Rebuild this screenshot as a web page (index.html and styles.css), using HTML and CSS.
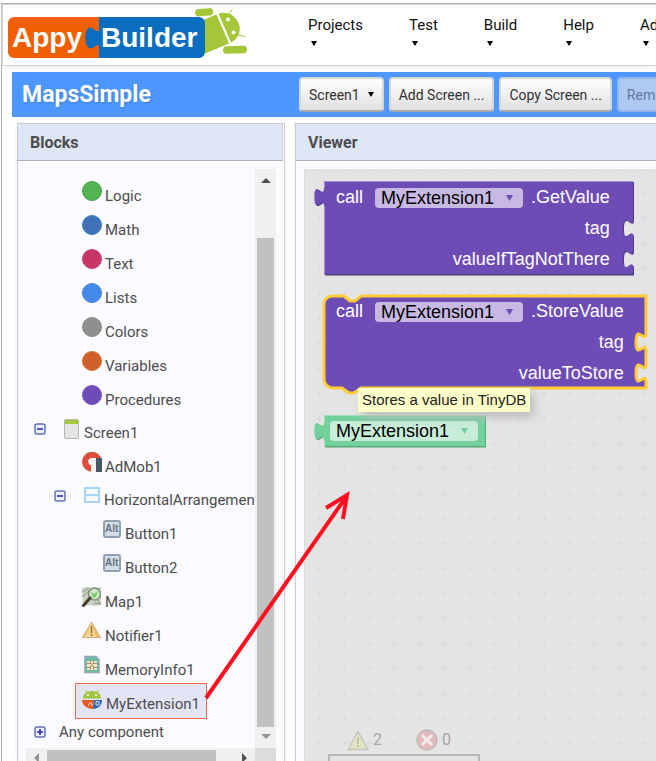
FILE: index.html
```html
<!DOCTYPE html>
<html lang="en">
<head>
<meta charset="utf-8">
<title>AppyBuilder - MapsSimple</title>
<link rel="stylesheet" href="styles.css">
</head>
<body>
<div class="app">
  <header class="top">
    <svg class="logo" width="242" height="50" viewBox="7 8 242 50" role="img" aria-label="AppyBuilder">
      <g fill="#a4c639">
        <path d="M203 20 216.500 14.500 229 43.500 204 54z"/>
        <path d="M218.500 13.500C228 10.500 236 16 239 24C241.500 32 238 38.500 231 42.500z"/>
        <rect x="195" y="8.500" width="18" height="7.500" rx="3.700" transform="rotate(-4 204 12)"/>
        <rect x="223" y="46" width="24" height="7.500" rx="3.700" transform="rotate(-2 235 50)"/>
        <path d="m229 14 3.500-5M238 35l7 1.500" stroke="#a4c639" stroke-width="1"/>
      </g>
      <circle cx="228" cy="19.500" r="2" fill="#fff"/><circle cx="233.500" cy="32.500" r="2" fill="#fff"/>
      <path d="M14 17H100V58H14a6 6 0 0 1-6-6V23a6 6 0 0 1 6-6z" fill="#f25f03"/>
      <path d="M99 17h100a6 6 0 0 1 6 6v29a6 6 0 0 1-6 6H99V45c-3-1-5 4-9 3.500c-6-2-6-19-1-21c4-1 6 5 10 3z" fill="#0b6dbd"/>
      <g class="logo-text"><text x="12" y="47">Appy</text><text x="101" y="47">Builder</text></g>
    </svg>
    <nav class="menu">
      <button type="button">Projects<svg width="6" height="5"><path d="M0 0h6L3 5z"/></svg></button>
      <button type="button">Test<svg width="6" height="5"><path d="M0 0h6L3 5z"/></svg></button>
      <button type="button">Build<svg width="6" height="5"><path d="M0 0h6L3 5z"/></svg></button>
      <button type="button">Help<svg width="6" height="5"><path d="M0 0h6L3 5z"/></svg></button>
      <button type="button">Admin<svg width="6" height="5"><path d="M0 0h6L3 5z"/></svg></button>
    </nav>
  </header>

  <div class="toolbar">
    <h1>MapsSimple</h1>
    <button type="button" aria-haspopup="menu">Screen1<svg width="6" height="5"><path d="M0 0h6L3 5z"/></svg></button>
    <button type="button">Add Screen ...</button>
    <button type="button">Copy Screen ...</button>
    <button type="button" disabled>Remove Screen</button>
  </div>

  <main class="panels">
    <section class="panel blocks">
      <h2>Blocks</h2>
      <div class="scroller">
        <ul class="tree">
          <li class="built-in">
            <ul>
              <li><a class="node" href="#"><i class="dot logic"></i>Logic</a></li>
              <li><a class="node" href="#"><i class="dot math"></i>Math</a></li>
              <li><a class="node" href="#"><i class="dot text"></i>Text</a></li>
              <li><a class="node" href="#"><i class="dot lists"></i>Lists</a></li>
              <li><a class="node" href="#"><i class="dot colors"></i>Colors</a></li>
              <li><a class="node" href="#"><i class="dot variables"></i>Variables</a></li>
              <li><a class="node" href="#"><i class="dot procedures"></i>Procedures</a></li>
            </ul>
          </li>
          <li>
            <div class="branch">
              <button type="button" class="toggle" aria-label="Collapse Screen1"><svg width="12" height="12"><rect x="1" y="1" width="10" height="10" rx="2"/><path d="M3 6h6"/></svg></button>
              <a class="node" href="#"><svg width="20" height="20"><rect x="2.500" y=".5" width="14" height="19" rx="1.500" fill="#e4e4e4" stroke="#b5b5b5"/><path d="M3 1h13v4H3z" fill="#a8c83c"/></svg>Screen1</a>
            </div>
            <ul>
              <li><a class="node" href="#"><svg width="20" height="20"><path d="M10 16.500A6.700 6.700 0 1 1 16.600 9" fill="none" stroke="#dc4f3e" stroke-width="6.500"/><path d="M6 9q1-3 5-3h3v14H9v-9z" fill="#f4f4f6"/><path d="M14 6h6v14h-6z" fill="#455a64"/></svg>AdMob1</a></li>
              <li>
                <div class="branch">
                  <button type="button" class="toggle" aria-label="Collapse HorizontalArrangement1"><svg width="12" height="12"><rect x="1" y="1" width="10" height="10" rx="2"/><path d="M3 6h6"/></svg></button>
                  <a class="node" href="#"><svg width="20" height="20"><path d="M3 2h14v14H3zM3 9h14" fill="#f4faff" stroke="#a5d4f8" stroke-width="2"/></svg>HorizontalArrangement1</a>
                </div>
                <ul>
                  <li><a class="node" href="#"><svg class="alt" width="20" height="20"><rect x="2" y="2" width="16" height="16" rx="2"/><text x="3" y="13">Alt</text></svg>Button1</a></li>
                  <li><a class="node" href="#"><svg class="alt" width="20" height="20"><rect x="2" y="2" width="16" height="16" rx="2"/><text x="3" y="13">Alt</text></svg>Button2</a></li>
                </ul>
              </li>
              <li><a class="node" href="#"><svg width="20" height="20"><path d="M0 1 5 0l5 1 9-1v18l-6 1-6-1-6 1z" fill="#c9d0c2"/><path d="m0 5 7-4M0 10 8 3M12 16l7 1M15 12l4 6" stroke="#8a9885" fill="none"/><circle cx="12.500" cy="7" r="6" fill="#cfe8c6" stroke="#7d8c79" stroke-width="1.500"/><path d="m9 5 3 2 4-3-2 6-3 1z" fill="#7fc675"/><path d="M8 11 1.500 18.500" stroke="#4a3c2f" stroke-width="3" stroke-linecap="round"/></svg>Map1</a></li>
              <li><a class="node" href="#"><svg width="20" height="20"><path d="M9.500 1 18.500 16.500H.5z" fill="#efbd67" stroke="#d1ad7c" stroke-linejoin="round"/><path d="M9.500 2 14 16H3z" fill="#f8d490"/><path d="M9.500 5v7M9.500 13v2" stroke="#8d7038" stroke-width="1.500"/></svg>Notifier1</a></li>
              <li><a class="node" href="#"><svg width="20" height="20"><path d="M3 1.500h11l3 3v13H3z" fill="#6cbba2" stroke="#91a9b4" stroke-width="1.500"/><path d="M5 6h10v9H5z" fill="#f1e8bd"/><path d="M5 8.500h3M12 8.500h3M5 12.500h3M12 12.500h3M8.500 6v3h3V6M8.500 15v-4h3v4" stroke="#a58f70" fill="none"/></svg>MemoryInfo1</a></li>
              <li><a class="node selected" href="#" aria-current="true"><svg width="20" height="20"><path d="M1 9.500C1 5 4 2 10 2s9 3 9 7.500z" fill="#9fc53a"/><path d="M5 3.500 3.500.5M15 3.500 16.500.5" stroke="#9fc53a"/><circle cx="6" cy="6" r="1" fill="#fff"/><circle cx="14" cy="6" r="1" fill="#fff"/><path d="M0 11h12l-1 9C5 20 0 16 0 11z" fill="#ea5b22"/><path d="M12 11h8c0 5-4 9-9 9z" fill="#1e6cb6"/><path d="m6 17 2.500-4 2 4M14 12.500h3v3.500h-3z" stroke="#f6d8cc" fill="none"/></svg>MyExtension1</a></li>
            </ul>
          </li>
          <li>
            <div class="branch last">
              <button type="button" class="toggle" aria-label="Expand Any component"><svg width="12" height="12"><rect x="1" y="1" width="10" height="10" rx="2"/><path d="M3 6h6M6 3v6"/></svg></button>
              <a class="node plain" href="#">Any component</a>
            </div>
          </li>
        </ul>
        <div class="vbar">
          <svg width="10" height="5"><path d="M0 5h10L5 0z" fill="#505050"/></svg>
          <div class="thumb"></div>
          <svg width="10" height="5"><path d="M0 0h10L5 5z" fill="#939393"/></svg>
        </div>
        <div class="hbar">
          <svg width="5" height="10"><path d="M5 0v10L0 5z" fill="#939393"/></svg>
          <div class="thumb"></div>
          <svg width="5" height="10"><path d="M0 0v10l5-5z" fill="#505050"/></svg>
        </div>
        <div class="corner"></div>
      </div>
    </section>

    <section class="panel viewer">
      <h2>Viewer</h2>
      <div class="canvas">
        <svg class="grid" width="100%" height="100%">
          <defs><pattern id="cross" width="25" height="25" patternUnits="userSpaceOnUse" x="3" y="12"><path d="M9.500 12.500h6M12.500 9.500v6" stroke="#dadada"/></pattern></defs>
          <rect width="100%" height="100%" fill="url(#cross)"/>
        </svg>

        <div class="block get-value">
          <svg class="shape" width="310" height="94">
            <path fill="#503a87" d="M1 1H310V39c0 12-10-10-10 9s10-3 10 9v13c0 12-10-10-10 9s10-3 10 9V94.500H1V26c0-12-9.600 10-9.600-9S1 20 1 8z"/>
            <path fill="#6d4db5" d="M0 0H309V38c0 12-10-10-10 9s10-3 10 9v13c0 12-10-10-10 9s10-3 10 9V93H0V25c0-12-9.600 10-9.600-9S0 19 0 7z"/>
            <path fill="none" stroke="#a28bd2" d="M.5 92V25M.5 7V.5H309"/>
          </svg>
          <div class="line">call <span class="pick"><select aria-label="Component"><option>MyExtension1</option></select><svg width="7" height="6"><path d="M0 0h7L3.500 6z" fill="#6d4db5"/></svg></span> .GetValue</div>
          <div class="line">tag</div>
          <div class="line">valueIfTagNotThere</div>
        </div>

        <div class="block store-value">
          <svg class="shape" width="324" height="94">
            <path fill="#6d4db5" stroke="#fc3" stroke-width="3" d="M8 1H20l6 5h5l6-5H322V38c0 12-10-10-10 9s10-3 10 9v13c0 12-10-10-10 9s10-3 10 9V93H37l-7 5h-5l-7-5H9a9 9 0 0 1-9-9V9a8 8 0 0 1 8-8z"/>
          </svg>
          <div class="line">call <span class="pick"><select aria-label="Component"><option>MyExtension1</option></select><svg width="7" height="6"><path d="M0 0h7L3.500 6z" fill="#6d4db5"/></svg></span> .StoreValue</div>
          <div class="line">tag</div>
          <div class="line">valueToStore</div>
        </div>

        <div class="block component">
          <svg class="shape" width="162" height="32">
            <path fill="#55a879" d="M1 1H162V32.500H1V26c0-12-9.600 10-9.600-9S1 20 1 8z"/>
            <path fill="#72d09c" d="M0 0H161V31H0V25c0-12-9.600 10-9.600-9S0 19 0 7z"/>
            <path fill="none" stroke="#9ddfb9" d="M.5 31V25M.5 7V.5H161"/>
          </svg>
          <div class="line"><span class="pick"><select aria-label="Component"><option>MyExtension1</option></select><svg width="7" height="6"><path d="M0 0h7L3.500 6z" fill="#72d09c"/></svg></span></div>
        </div>

        <div class="tip" role="tooltip">Stores a value in TinyDB</div>

        <div class="status">
          <div class="counts">
            <svg width="22" height="21"><path d="M11 1.500 21 19.500H1z" fill="#e4e4c4" stroke="#c4c4c4" stroke-width="1.500" stroke-linejoin="round"/><path d="M11 7v7M11 15v2" stroke="#b4b4b4" stroke-width="1.500"/></svg>
            <span>2</span>
            <svg width="22" height="22"><circle cx="11" cy="11" r="10" fill="#e3b9b9" stroke="#bebebe" stroke-width="1.500"/><path d="m6 6 10 10M16 6 6 16" stroke="#f0eded" stroke-width="3"/></svg>
            <span>0</span>
          </div>
          <div class="warnings"></div>
        </div>
      </div>
    </section>
  </main>
  <svg class="pointer" width="152" height="212" viewBox="202 490 152 212" aria-hidden="true"><path d="M206 698 346 497M326 508 347 495 343 519" fill="none" stroke="#ff1020" stroke-width="4"/></svg>
</div>
</body>
</html>
```

FILE: styles.css
```css
* { box-sizing: border-box; }

body {
  margin: 0;
  padding: 3px 0 0 1px;
  font: 15px/18px Roboto, sans-serif;
  color: #4d4d4d;
  background: #fff;
  overflow: hidden;
}

button { font: inherit; }
a { color: inherit; text-decoration: none; }
ul { list-style: none; margin: 0; padding: 0; }
svg { flex: none; }

.app {
  display: flex;
  flex-direction: column;
  height: calc(100vh - 3px);
  border: solid #aaa;
  border-width: 1px 0 0 1px;
}

.top {
  display: flex;
  flex: none;
  height: 62px;
  padding: 3px 0 0 4px;
  border: solid #d4d4d4;
  border-width: 1px 0 1px 1px;
  box-shadow: 0 2px 4px #eee;
}

.logo { display: block; }

.logo-text {
  font: bold 28px "Liberation Sans", sans-serif;
  fill: #fff;
}

.menu {
  display: flex;
  gap: 46px;
  margin-left: 59px;
  overflow: hidden;
}

.menu button {
  display: flex;
  flex: none;
  flex-direction: column;
  gap: 7px;
  padding: 8px 0 0;
  border: 0;
  background: none;
  color: #111;
}

.menu svg { margin-left: 3px; }

.toolbar {
  display: flex;
  flex: none;
  align-items: center;
  gap: 5px;
  height: 45px;
  margin: 6px 0 0 10px;
  background: #4d97ff;
  overflow: hidden;
}

h1 {
  flex: none;
  width: 282px;
  margin: 0;
  padding-left: 10px;
  font-size: 23px;
  line-height: 30px;
  font-weight: 700;
  color: #fff;
  text-shadow: 1px 1px 2px #4480cf;
}

.toolbar button {
  display: flex;
  flex: none;
  align-items: center;
  gap: 8px;
  height: 35px;
  padding: 0 8px;
  border: 2px solid #d6d6d6;
  border-bottom-color: #aaa;
  border-radius: 4px;
  background: linear-gradient(#fff, #e0e0e0);
  font-size: 14px;
  color: #333;
}

.toolbar button:disabled {
  border-color: #94b5e8;
  background: #aecaf2;
  color: #62789c;
}

.panels {
  display: flex;
  flex: 1;
  gap: 10px;
  min-height: 0;
  margin: 6px 0 0 15px;
}

.panel {
  display: flex;
  flex-direction: column;
  border: 1px solid #ccc;
  border-bottom: 0;
  background: #fafaff;
  box-shadow: 0 0 4px #eee;
}

.blocks { flex: none; width: 268px; }
.viewer { flex: 1; min-width: 0; border-right: 0; }

h2 {
  flex: none;
  height: 37px;
  margin: 0;
  padding: 0 12px;
  border-bottom: 1px solid #b0b0b0;
  background: #dce6f4;
  font-size: 16px;
  line-height: 37px;
  font-weight: 700;
}

.blocks h2 {
  margin-right: 1px;
  border-right: 1px solid #ccc;
}

.scroller {
  display: grid;
  grid-template: 1fr 20px / 1fr 21px;
  flex: 1;
  min-height: 0;
  margin: 8px 8px -7px;
}

.tree {
  padding: 6px 0 0 8px;
  overflow: hidden;
}

.tree ul { padding-left: 20px; }
.tree li > .node { margin-left: 21px; width: max-content; }

.node {
  display: flex;
  align-items: flex-start;
  gap: 3px;
  height: 34px;
  padding: 5px 6px 0;
  border: 1px solid transparent;
  line-height: 30px;
  white-space: nowrap;
}

.branch {
  display: flex;
  gap: 9px;
  height: 33px;
}

.branch .node {
  height: 33px;
  gap: 2px;
  line-height: 28px;
}

.toggle {
  width: 12px;
  height: 12px;
  margin-top: 10px;
  padding: 0;
  border: 0;
  background: none;
}

.toggle svg { display: block; }
.toggle rect { fill: #eceef8; stroke: #6272b2; stroke-width: 1.5; }
.toggle path { stroke: #2020c0; stroke-width: 1.5; }

.tree .selected {
  gap: 4px;
  height: 36px;
  border-color: #f4694c;
  background: #e4e4f8;
}

.branch.last { height: 26px; }
.branch.last .toggle { margin-top: 7px; }

.branch .plain {
  height: 26px;
  padding: 0 3px;
  line-height: 25px;
}

.dot {
  flex: none;
  width: 20px;
  height: 20px;
  border: 1px solid;
  border-radius: 50%;
}

.logic { background: #52b552; border-color: #45a04a; }
.math { background: #3e71b5; border-color: #3682bd; }
.text { background: #c73664; border-color: #c03a8c; }
.lists { background: #448aec; border-color: #4381d8; }
.colors { background: #8f8f8f; border-color: #858c85; }
.variables { background: #d05f2d; border-color: #d07920; }
.procedures { background: #6d4db5; border-color: #7350c3; }

.alt rect { fill: #d3dde8; stroke: #8fa1b3; stroke-width: 2; }
.alt text { font: bold 10px "Liberation Sans", sans-serif; fill: #68737e; }

.vbar, .hbar {
  display: flex;
  align-items: center;
  background: #f0f0f0;
}

.vbar { flex-direction: column; padding: 9px 0; }
.vbar .thumb { flex: 1; width: 17px; margin: 55px 0 7px; }
.hbar { padding: 0 8px; }
.hbar .thumb { width: 169px; height: 17px; margin: 0 auto 0 8px; }
.thumb { background: #c1c1c1; }
.corner { background: #dcdcdc; }

.canvas {
  position: relative;
  flex: 1;
  min-height: 0;
  margin: 8px 0 0 8px;
  background: #e4e4e4;
  overflow: hidden;
  box-shadow: inset 1px 1px #dcdcdc;
}

.grid { position: absolute; inset: 0; }

.block {
  position: absolute;
  left: 20px;
  padding: 1px 23px 0 12px;
  font: 18px/31px "Liberation Sans", sans-serif;
  color: #fff;
}

.get-value { top: 12px; }
.store-value { top: 126px; }
.component { top: 246px; padding: 0 7px 0 6px; }

.shape {
  position: absolute;
  left: 0;
  top: 0;
  overflow: visible;
}

.line {
  position: relative;
  display: flex;
  align-items: center;
  justify-content: flex-end;
  gap: 8px;
  height: 31px;
}

.pick {
  display: flex;
  align-items: center;
  width: 148px;
  margin-left: 4px;
  padding-right: 10px;
  border-radius: 4px;
  background: #c7b9e3;
}

.component .pick { margin: 0; background: #c7ecd7; }

.pick select {
  flex: 1;
  height: 20px;
  padding: 0 0 0 6px;
  border: 0;
  appearance: none;
  background: none;
  font: 18px/20px "Liberation Sans", sans-serif;
  color: #000;
}

.tip {
  position: absolute;
  left: 54px;
  top: 219px;
  padding: 3px 4px;
  background: #ffffca;
  box-shadow: 4px 5px 10px #bbb;
  font: 15px/18px "Liberation Sans", sans-serif;
  color: #222;
}

.status {
  position: absolute;
  left: 24px;
  bottom: 0;
  width: 152px;
}

.counts {
  display: flex;
  align-items: center;
  gap: 4px;
  padding: 0 0 3px 19px;
  font-size: 16px;
  color: #a4a4a4;
}

.counts span { min-width: 39px; }

.warnings {
  height: 7px;
  border: 2px solid #b8b8b8;
  border-bottom: 0;
}

.pointer {
  position: absolute;
  left: 202px;
  top: 490px;
  pointer-events: none;
}
```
::::::::
### PROBLEM TO WORK ON
Search the lines for the string "index" and copy every line that has it.

### CORRECT RESULT
Rebuild this screenshot as a web page (index.html and styles.css), using HTML and CSS.
FILE: index.html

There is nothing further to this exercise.